In 1988 I came down with such a severe case of DR that I could barely even drive. I was out of work for three months while numerous physicians tried to figure out what the heck was wrong with me. I didn't have a moment's peace from derealization.
Fortunately, I lived in Northern California near Stanford University and had access to their medical community. A neurologist, after sitting back in his chair and proclaiming, "I have no idea what is wrong with you," suggested I see a psychopharmacologist. The psychoparmacologist already had some fame in coinventing a drug for obessive-compulsive disorder. I saw him a few times after which he suggested that a new drug, available for depression, might help me because the serotonin pathway is implicated in DP/DR. That drug, back in 1989, was called Prozac. Within a week I was turning around. Reality was slowly falling into place again. What a relief! And do you know what happens when a non-depressed person is placed on Prozac? They feel amazing and that's what happened to me. I had no other symptoms other than derealization.
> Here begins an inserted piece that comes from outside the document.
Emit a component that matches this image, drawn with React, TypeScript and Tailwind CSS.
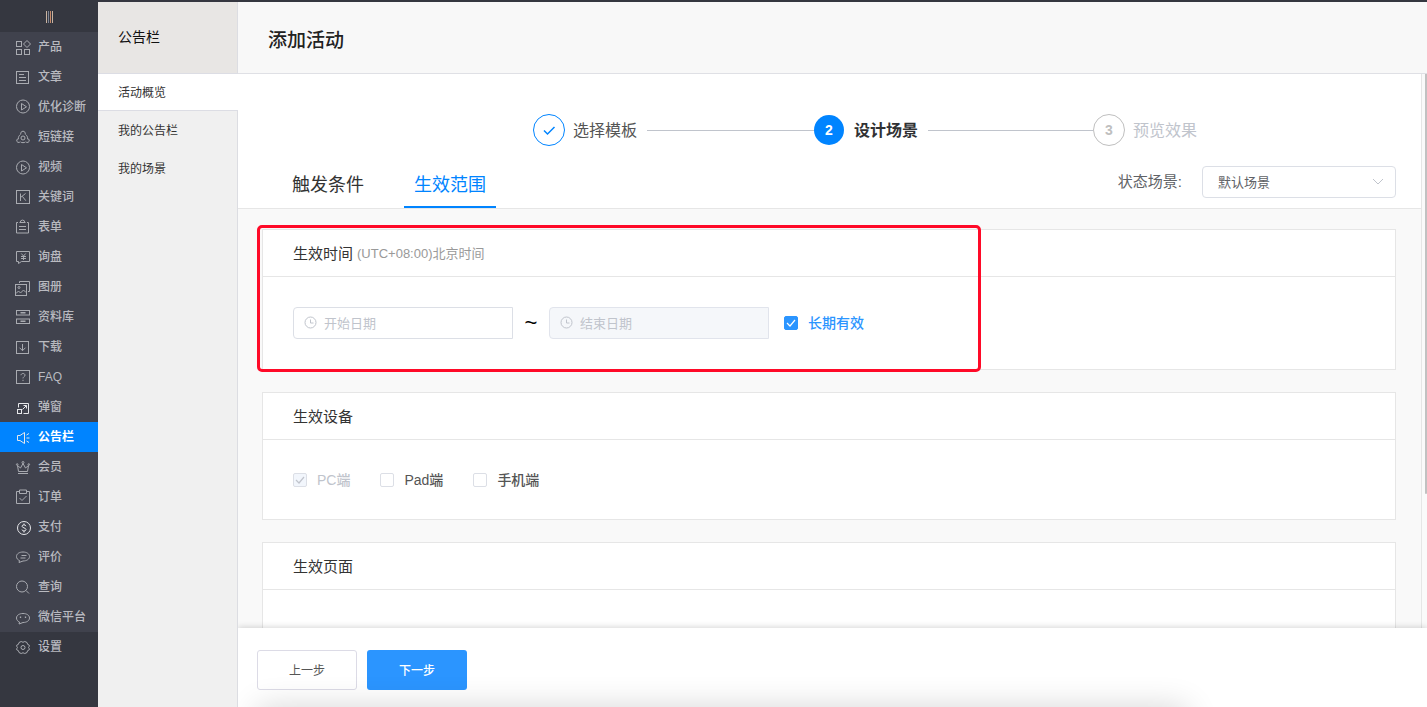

Nothing else: no depression, no anxiety attacks (although the DR symptoms were pushing my anxiety sky high).
After about five years, the low dose of Prozac (20mg/day) did not maintain my hyper-happiness, and it's effects on my mood turned me back into a "normal" person. However and most thankfully, Prozac has continued to shield me from DP/DR these past 25 years.
If you've not sought a pharmacological solution to DP/DR, I implore you to give it a try. Health may be just around the corner if you do.
I'm now 56 years old and the DR sometimes leaks back into my life, but usually recedes after a day or so. I'd wondered if the disease would return as I aged. It is, a little bit, but I'm fighting and have an appointment with another psychopharamcologist at the Mayo Clinic as my first doctor at Stanford is long retired. I'm extremely hopeful because I see that an anti-convulsant added to the SSRI often does the trick, and several anti-opiods have shown some success.
DP/DR is a disease of the brain and requires real medicine. Go for it. Hang in there. Best of luck to you all.


----------



## Guest (Nov 29, 2012)

I agree with you Sarah. I was given some antidepressants yesterday and I've been on the same ones before, but they made my brain "shake" if I missed a dose so I quit them after a few months. Withdrawal was long and tedious but do you know what reappeared after going off them? Panic attacks and DP! Having previously rid myself of them for a long time. So the docs can get screwed quite frankly, I'm putting up with the suffering! (That's until I call the crisis team up later telling them I want to die, but y'know... all in a day's work







)


----------